DIRECTIONS FOR THIS TASK: Copy the listing below in full and skip every picture.

Pages as source code:
--- Start ---
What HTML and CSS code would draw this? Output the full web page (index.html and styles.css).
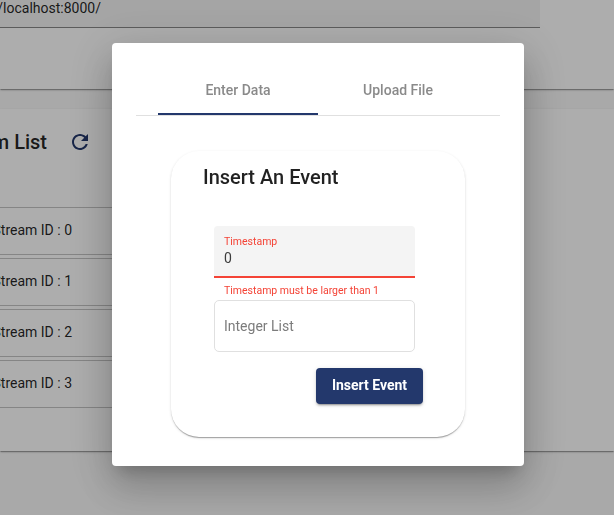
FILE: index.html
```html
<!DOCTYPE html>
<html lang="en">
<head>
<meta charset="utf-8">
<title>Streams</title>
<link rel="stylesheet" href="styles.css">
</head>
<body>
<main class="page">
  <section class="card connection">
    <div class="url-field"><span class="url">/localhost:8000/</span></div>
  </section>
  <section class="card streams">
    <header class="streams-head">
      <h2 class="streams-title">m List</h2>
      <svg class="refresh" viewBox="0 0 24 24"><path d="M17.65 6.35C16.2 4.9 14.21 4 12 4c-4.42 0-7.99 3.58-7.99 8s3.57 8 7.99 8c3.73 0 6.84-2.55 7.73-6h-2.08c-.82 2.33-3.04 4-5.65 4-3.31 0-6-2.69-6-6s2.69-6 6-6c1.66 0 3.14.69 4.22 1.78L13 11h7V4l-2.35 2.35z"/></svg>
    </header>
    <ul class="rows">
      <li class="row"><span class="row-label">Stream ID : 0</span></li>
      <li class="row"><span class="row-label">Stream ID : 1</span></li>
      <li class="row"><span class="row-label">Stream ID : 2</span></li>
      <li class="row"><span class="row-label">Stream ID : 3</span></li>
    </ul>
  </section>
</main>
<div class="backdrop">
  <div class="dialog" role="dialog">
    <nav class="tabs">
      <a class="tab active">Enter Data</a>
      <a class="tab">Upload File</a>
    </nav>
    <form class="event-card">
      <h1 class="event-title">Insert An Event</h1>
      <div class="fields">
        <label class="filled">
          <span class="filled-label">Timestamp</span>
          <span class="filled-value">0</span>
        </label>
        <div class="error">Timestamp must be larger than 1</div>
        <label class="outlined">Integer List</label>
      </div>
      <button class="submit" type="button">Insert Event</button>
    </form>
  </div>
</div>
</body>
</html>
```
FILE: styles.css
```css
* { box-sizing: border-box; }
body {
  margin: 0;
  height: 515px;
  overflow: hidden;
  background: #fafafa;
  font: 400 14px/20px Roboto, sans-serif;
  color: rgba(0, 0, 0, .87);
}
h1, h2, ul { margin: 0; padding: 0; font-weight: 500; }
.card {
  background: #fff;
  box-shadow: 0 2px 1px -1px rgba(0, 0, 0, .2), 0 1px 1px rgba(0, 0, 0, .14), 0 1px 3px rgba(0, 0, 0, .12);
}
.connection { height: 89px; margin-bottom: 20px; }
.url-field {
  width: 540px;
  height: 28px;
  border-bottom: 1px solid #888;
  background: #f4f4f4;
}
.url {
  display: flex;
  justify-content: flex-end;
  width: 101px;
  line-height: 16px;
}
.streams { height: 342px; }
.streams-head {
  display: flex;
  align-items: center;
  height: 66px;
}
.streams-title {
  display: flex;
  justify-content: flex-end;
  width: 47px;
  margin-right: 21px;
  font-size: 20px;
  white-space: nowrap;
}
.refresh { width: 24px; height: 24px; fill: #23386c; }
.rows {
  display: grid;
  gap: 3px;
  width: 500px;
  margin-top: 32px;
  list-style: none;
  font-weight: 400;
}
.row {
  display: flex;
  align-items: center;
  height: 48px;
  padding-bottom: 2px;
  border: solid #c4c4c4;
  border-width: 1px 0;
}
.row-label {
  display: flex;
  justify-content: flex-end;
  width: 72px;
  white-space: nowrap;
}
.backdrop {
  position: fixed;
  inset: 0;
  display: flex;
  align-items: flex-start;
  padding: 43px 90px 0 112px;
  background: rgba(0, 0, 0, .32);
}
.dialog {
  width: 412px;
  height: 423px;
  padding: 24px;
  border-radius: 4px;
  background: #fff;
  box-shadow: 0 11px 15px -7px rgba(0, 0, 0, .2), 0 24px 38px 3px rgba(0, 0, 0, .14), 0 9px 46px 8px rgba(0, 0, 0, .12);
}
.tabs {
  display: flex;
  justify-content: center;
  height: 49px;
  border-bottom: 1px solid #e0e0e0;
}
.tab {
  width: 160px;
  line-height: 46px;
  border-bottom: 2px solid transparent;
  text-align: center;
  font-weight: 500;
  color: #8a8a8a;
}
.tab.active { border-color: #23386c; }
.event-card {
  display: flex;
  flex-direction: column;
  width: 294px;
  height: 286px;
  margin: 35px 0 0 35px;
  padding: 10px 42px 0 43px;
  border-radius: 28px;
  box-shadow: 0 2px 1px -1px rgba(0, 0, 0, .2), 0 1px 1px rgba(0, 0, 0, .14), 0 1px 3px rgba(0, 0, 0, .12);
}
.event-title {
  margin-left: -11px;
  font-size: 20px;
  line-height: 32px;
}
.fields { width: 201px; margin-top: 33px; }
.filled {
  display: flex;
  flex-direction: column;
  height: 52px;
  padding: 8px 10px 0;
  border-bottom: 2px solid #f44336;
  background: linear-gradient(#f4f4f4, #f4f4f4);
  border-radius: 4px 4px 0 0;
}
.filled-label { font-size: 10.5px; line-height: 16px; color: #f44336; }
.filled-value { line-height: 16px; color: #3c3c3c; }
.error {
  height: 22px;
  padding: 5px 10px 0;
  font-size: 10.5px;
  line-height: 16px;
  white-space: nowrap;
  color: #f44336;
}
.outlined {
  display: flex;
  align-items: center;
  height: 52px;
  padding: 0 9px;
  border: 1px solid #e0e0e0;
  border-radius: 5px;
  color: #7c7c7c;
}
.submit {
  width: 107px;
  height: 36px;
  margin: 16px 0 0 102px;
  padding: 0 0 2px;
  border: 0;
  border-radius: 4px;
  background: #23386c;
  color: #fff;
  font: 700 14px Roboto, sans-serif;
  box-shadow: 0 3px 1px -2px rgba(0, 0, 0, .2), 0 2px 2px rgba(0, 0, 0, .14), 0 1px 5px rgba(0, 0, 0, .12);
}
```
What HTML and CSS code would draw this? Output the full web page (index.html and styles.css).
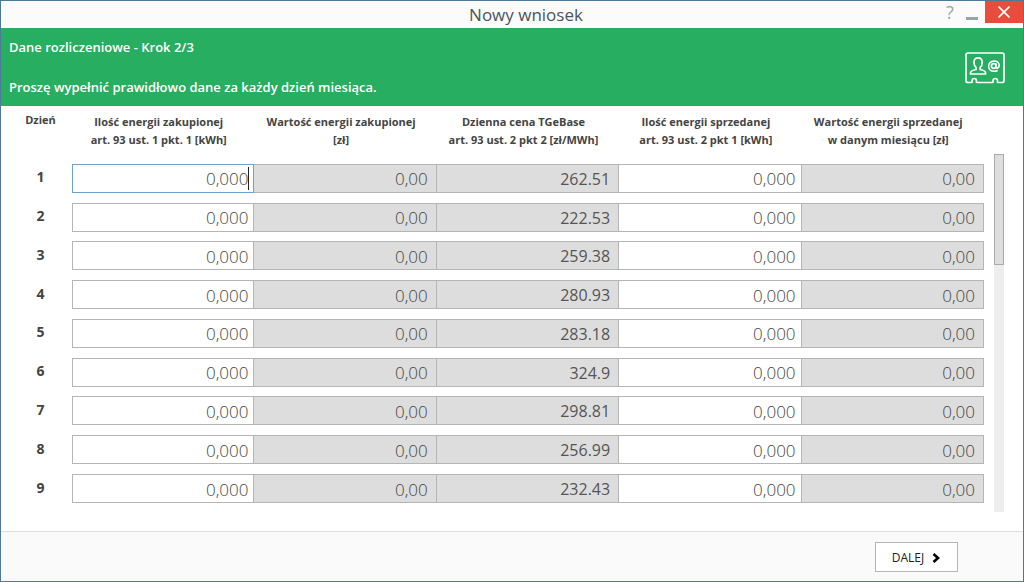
--- End ---
RESPONSE BELOW:
What HTML and CSS code would draw this? Output the full web page (index.html and styles.css).
FILE: index.html
```html
<!DOCTYPE html>
<html lang="en">
<head>
<meta charset="utf-8">
<title>Streams</title>
<link rel="stylesheet" href="styles.css">
</head>
<body>
<main class="page">
  <section class="card connection">
    <div class="url-field"><span class="url">/localhost:8000/</span></div>
  </section>
  <section class="card streams">
    <header class="streams-head">
      <h2 class="streams-title">m List</h2>
      <svg class="refresh" viewBox="0 0 24 24"><path d="M17.65 6.35C16.2 4.9 14.21 4 12 4c-4.42 0-7.99 3.58-7.99 8s3.57 8 7.99 8c3.73 0 6.84-2.55 7.73-6h-2.08c-.82 2.33-3.04 4-5.65 4-3.31 0-6-2.69-6-6s2.69-6 6-6c1.66 0 3.14.69 4.22 1.78L13 11h7V4l-2.35 2.35z"/></svg>
    </header>
    <ul class="rows">
      <li class="row"><span class="row-label">Stream ID : 0</span></li>
      <li class="row"><span class="row-label">Stream ID : 1</span></li>
      <li class="row"><span class="row-label">Stream ID : 2</span></li>
      <li class="row"><span class="row-label">Stream ID : 3</span></li>
    </ul>
  </section>
</main>
<div class="backdrop">
  <div class="dialog" role="dialog">
    <nav class="tabs">
      <a class="tab active">Enter Data</a>
      <a class="tab">Upload File</a>
    </nav>
    <form class="event-card">
      <h1 class="event-title">Insert An Event</h1>
      <div class="fields">
        <label class="filled">
          <span class="filled-label">Timestamp</span>
          <span class="filled-value">0</span>
        </label>
        <div class="error">Timestamp must be larger than 1</div>
        <label class="outlined">Integer List</label>
      </div>
      <button class="submit" type="button">Insert Event</button>
    </form>
  </div>
</div>
</body>
</html>
```
FILE: styles.css
```css
* { box-sizing: border-box; }
body {
  margin: 0;
  height: 515px;
  overflow: hidden;
  background: #fafafa;
  font: 400 14px/20px Roboto, sans-serif;
  color: rgba(0, 0, 0, .87);
}
h1, h2, ul { margin: 0; padding: 0; font-weight: 500; }
.card {
  background: #fff;
  box-shadow: 0 2px 1px -1px rgba(0, 0, 0, .2), 0 1px 1px rgba(0, 0, 0, .14), 0 1px 3px rgba(0, 0, 0, .12);
}
.connection { height: 89px; margin-bottom: 20px; }
.url-field {
  width: 540px;
  height: 28px;
  border-bottom: 1px solid #888;
  background: #f4f4f4;
}
.url {
  display: flex;
  justify-content: flex-end;
  width: 101px;
  line-height: 16px;
}
.streams { height: 342px; }
.streams-head {
  display: flex;
  align-items: center;
  height: 66px;
}
.streams-title {
  display: flex;
  justify-content: flex-end;
  width: 47px;
  margin-right: 21px;
  font-size: 20px;
  white-space: nowrap;
}
.refresh { width: 24px; height: 24px; fill: #23386c; }
.rows {
  display: grid;
  gap: 3px;
  width: 500px;
  margin-top: 32px;
  list-style: none;
  font-weight: 400;
}
.row {
  display: flex;
  align-items: center;
  height: 48px;
  padding-bottom: 2px;
  border: solid #c4c4c4;
  border-width: 1px 0;
}
.row-label {
  display: flex;
  justify-content: flex-end;
  width: 72px;
  white-space: nowrap;
}
.backdrop {
  position: fixed;
  inset: 0;
  display: flex;
  align-items: flex-start;
  padding: 43px 90px 0 112px;
  background: rgba(0, 0, 0, .32);
}
.dialog {
  width: 412px;
  height: 423px;
  padding: 24px;
  border-radius: 4px;
  background: #fff;
  box-shadow: 0 11px 15px -7px rgba(0, 0, 0, .2), 0 24px 38px 3px rgba(0, 0, 0, .14), 0 9px 46px 8px rgba(0, 0, 0, .12);
}
.tabs {
  display: flex;
  justify-content: center;
  height: 49px;
  border-bottom: 1px solid #e0e0e0;
}
.tab {
  width: 160px;
  line-height: 46px;
  border-bottom: 2px solid transparent;
  text-align: center;
  font-weight: 500;
  color: #8a8a8a;
}
.tab.active { border-color: #23386c; }
.event-card {
  display: flex;
  flex-direction: column;
  width: 294px;
  height: 286px;
  margin: 35px 0 0 35px;
  padding: 10px 42px 0 43px;
  border-radius: 28px;
  box-shadow: 0 2px 1px -1px rgba(0, 0, 0, .2), 0 1px 1px rgba(0, 0, 0, .14), 0 1px 3px rgba(0, 0, 0, .12);
}
.event-title {
  margin-left: -11px;
  font-size: 20px;
  line-height: 32px;
}
.fields { width: 201px; margin-top: 33px; }
.filled {
  display: flex;
  flex-direction: column;
  height: 52px;
  padding: 8px 10px 0;
  border-bottom: 2px solid #f44336;
  background: linear-gradient(#f4f4f4, #f4f4f4);
  border-radius: 4px 4px 0 0;
}
.filled-label { font-size: 10.5px; line-height: 16px; color: #f44336; }
.filled-value { line-height: 16px; color: #3c3c3c; }
.error {
  height: 22px;
  padding: 5px 10px 0;
  font-size: 10.5px;
  line-height: 16px;
  white-space: nowrap;
  color: #f44336;
}
.outlined {
  display: flex;
  align-items: center;
  height: 52px;
  padding: 0 9px;
  border: 1px solid #e0e0e0;
  border-radius: 5px;
  color: #7c7c7c;
}
.submit {
  width: 107px;
  height: 36px;
  margin: 16px 0 0 102px;
  padding: 0 0 2px;
  border: 0;
  border-radius: 4px;
  background: #23386c;
  color: #fff;
  font: 700 14px Roboto, sans-serif;
  box-shadow: 0 3px 1px -2px rgba(0, 0, 0, .2), 0 2px 2px rgba(0, 0, 0, .14), 0 1px 5px rgba(0, 0, 0, .12);
}
```
What HTML and CSS code would draw this? Output the full web page (index.html and styles.css).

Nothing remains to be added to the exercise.